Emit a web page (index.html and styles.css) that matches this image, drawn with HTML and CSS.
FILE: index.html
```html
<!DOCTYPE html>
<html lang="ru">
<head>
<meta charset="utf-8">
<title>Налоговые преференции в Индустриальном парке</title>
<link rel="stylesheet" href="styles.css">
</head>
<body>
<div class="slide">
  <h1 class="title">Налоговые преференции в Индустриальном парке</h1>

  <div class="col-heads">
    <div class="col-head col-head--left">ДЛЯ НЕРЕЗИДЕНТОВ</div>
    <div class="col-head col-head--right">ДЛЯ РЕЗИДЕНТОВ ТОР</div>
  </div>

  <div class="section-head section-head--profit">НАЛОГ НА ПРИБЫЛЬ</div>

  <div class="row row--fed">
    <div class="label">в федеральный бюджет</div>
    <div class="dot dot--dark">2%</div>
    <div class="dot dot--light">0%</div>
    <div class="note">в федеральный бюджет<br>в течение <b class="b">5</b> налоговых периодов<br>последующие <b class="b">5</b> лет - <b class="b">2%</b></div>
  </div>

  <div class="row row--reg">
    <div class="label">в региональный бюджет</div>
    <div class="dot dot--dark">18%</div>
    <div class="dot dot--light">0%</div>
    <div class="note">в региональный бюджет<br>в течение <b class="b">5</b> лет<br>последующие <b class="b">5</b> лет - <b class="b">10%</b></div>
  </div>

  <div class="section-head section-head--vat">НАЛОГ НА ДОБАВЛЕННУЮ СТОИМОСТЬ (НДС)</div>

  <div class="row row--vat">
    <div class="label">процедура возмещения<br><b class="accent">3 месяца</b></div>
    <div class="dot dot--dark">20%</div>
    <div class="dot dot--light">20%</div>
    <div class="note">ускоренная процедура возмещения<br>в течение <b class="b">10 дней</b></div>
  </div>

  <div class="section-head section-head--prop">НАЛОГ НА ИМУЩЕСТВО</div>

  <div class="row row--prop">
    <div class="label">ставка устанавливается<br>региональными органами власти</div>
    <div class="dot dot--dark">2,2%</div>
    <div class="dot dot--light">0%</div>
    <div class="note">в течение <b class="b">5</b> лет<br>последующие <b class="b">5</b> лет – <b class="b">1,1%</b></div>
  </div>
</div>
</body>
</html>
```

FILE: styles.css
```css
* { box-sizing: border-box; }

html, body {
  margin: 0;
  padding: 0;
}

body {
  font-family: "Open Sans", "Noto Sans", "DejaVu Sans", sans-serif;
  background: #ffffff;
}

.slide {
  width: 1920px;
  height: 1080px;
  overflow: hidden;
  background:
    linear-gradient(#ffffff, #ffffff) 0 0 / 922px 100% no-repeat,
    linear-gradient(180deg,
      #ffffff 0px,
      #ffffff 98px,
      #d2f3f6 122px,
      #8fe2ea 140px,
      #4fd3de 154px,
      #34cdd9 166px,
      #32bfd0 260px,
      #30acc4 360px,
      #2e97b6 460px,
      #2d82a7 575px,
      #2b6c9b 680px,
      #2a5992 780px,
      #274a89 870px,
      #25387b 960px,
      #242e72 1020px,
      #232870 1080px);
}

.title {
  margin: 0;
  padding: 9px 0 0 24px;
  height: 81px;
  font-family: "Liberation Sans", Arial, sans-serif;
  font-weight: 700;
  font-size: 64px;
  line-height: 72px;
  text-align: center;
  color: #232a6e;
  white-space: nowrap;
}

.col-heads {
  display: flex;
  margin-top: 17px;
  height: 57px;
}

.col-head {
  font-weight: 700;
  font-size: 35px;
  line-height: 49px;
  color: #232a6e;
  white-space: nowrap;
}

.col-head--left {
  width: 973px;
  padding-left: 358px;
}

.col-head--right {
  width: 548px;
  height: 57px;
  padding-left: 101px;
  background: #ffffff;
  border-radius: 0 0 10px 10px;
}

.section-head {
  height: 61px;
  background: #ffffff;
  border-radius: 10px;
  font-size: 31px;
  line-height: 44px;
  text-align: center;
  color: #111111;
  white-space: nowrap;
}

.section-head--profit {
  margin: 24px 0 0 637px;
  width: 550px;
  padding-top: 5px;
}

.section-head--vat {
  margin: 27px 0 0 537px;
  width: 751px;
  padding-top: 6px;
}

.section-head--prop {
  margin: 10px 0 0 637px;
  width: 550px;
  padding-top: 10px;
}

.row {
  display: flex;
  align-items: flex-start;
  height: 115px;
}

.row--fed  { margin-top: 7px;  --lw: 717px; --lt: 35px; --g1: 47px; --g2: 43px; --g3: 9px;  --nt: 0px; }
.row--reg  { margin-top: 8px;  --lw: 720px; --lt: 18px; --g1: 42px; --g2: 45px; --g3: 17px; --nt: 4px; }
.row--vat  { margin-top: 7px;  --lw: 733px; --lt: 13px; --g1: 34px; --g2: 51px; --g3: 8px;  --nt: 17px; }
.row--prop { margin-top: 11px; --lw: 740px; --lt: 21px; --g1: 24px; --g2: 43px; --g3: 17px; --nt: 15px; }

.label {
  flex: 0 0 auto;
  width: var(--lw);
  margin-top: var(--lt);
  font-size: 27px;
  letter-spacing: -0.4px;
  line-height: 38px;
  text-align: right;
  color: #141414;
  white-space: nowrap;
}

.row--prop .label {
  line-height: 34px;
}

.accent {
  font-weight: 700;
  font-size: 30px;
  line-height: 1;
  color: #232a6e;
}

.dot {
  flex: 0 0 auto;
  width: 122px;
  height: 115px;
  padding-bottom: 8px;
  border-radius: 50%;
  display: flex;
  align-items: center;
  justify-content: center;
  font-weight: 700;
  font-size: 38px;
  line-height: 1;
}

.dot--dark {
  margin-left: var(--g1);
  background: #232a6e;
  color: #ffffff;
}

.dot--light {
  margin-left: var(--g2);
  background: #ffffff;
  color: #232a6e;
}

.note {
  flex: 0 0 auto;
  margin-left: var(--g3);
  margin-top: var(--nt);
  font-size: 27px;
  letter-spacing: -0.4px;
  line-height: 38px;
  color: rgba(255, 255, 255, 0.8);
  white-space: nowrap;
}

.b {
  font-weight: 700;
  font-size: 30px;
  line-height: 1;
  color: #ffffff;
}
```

What you are asked to do: Which lines in the listing above hold the word "styles"? Show each of them.

Solution below:
Emit a web page (index.html and styles.css) that matches this image, drawn with HTML and CSS.
<link rel="stylesheet" href="styles.css">
FILE: styles.css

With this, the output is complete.